The Plain English Campaign is in the news today for giving its "foot in mouth" award to Donald Rumsfeld. However, the campaign's spokesman, John Lister, needs to clear up the thinking behind his own rhetoric.
According to this press release:
"You won't need a degree in linguistics to hire a room at the University of Warwick" so says John Lister from the Plain English Speaking Society.
Mr. Lister is praising Warwick for re-writing its Terms and Conditions document to eliminate "legal jargon" and "gobbledygook." The new document is certainly clearer and better than the old one, but what does this have to do with degrees in linguistics? We linguists don't offer our students any instruction in understanding badly-written documents, nor do we expect them to develop such skills on their own.
I'm sure that Lister didn't really think this through. He's just using a thoughtless stereotypical turn of phrase, a "phrase for lazy writers in kit form," as Geoff Pullum put it in an earlier Language Log post. People often say "you (don't) need a degree in X to do Y", where the connection between X and Y is loosely associative at best. Ask Google about "need a degree in" and you'll find people writing that "you don’t need a degree in cultural studies to notice that Western society doesn’t have too many worthwhile heroes anymore," and "you don’t need a degree in mechanical engineering to drive a car with an automatic transmission," and "you practically need a degree in Botany to grow anything in this area," and "with some cell phones you practically need a degree in rocket science to operate the darn things," and on and on.

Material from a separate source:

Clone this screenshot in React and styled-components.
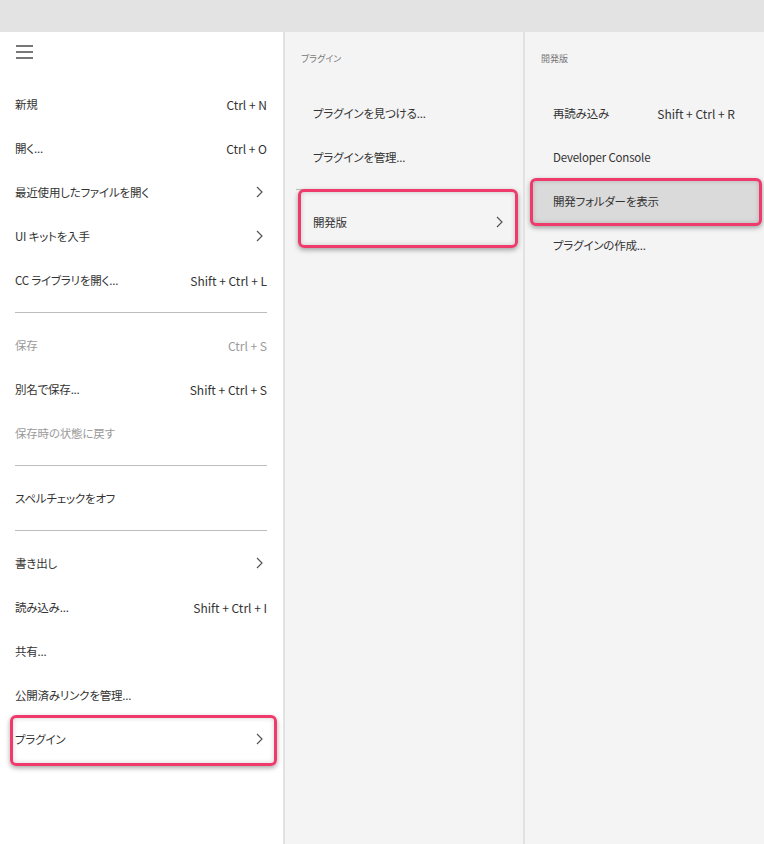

I have no idea what Lister's own academic training is -- it's not relevant at all -- but let me say that he shouldn't need a degree in philosophy in order to think about the content of his pronouncements as well as their form.
[Update: the reader should also refer to Geoff Pullum's argument that the "Foot in Mouth" award to Rumsfeld is based on a quotation that is "impeccable syntactically, semantically, logically, and rhetorically", and thus must have been selected politically.]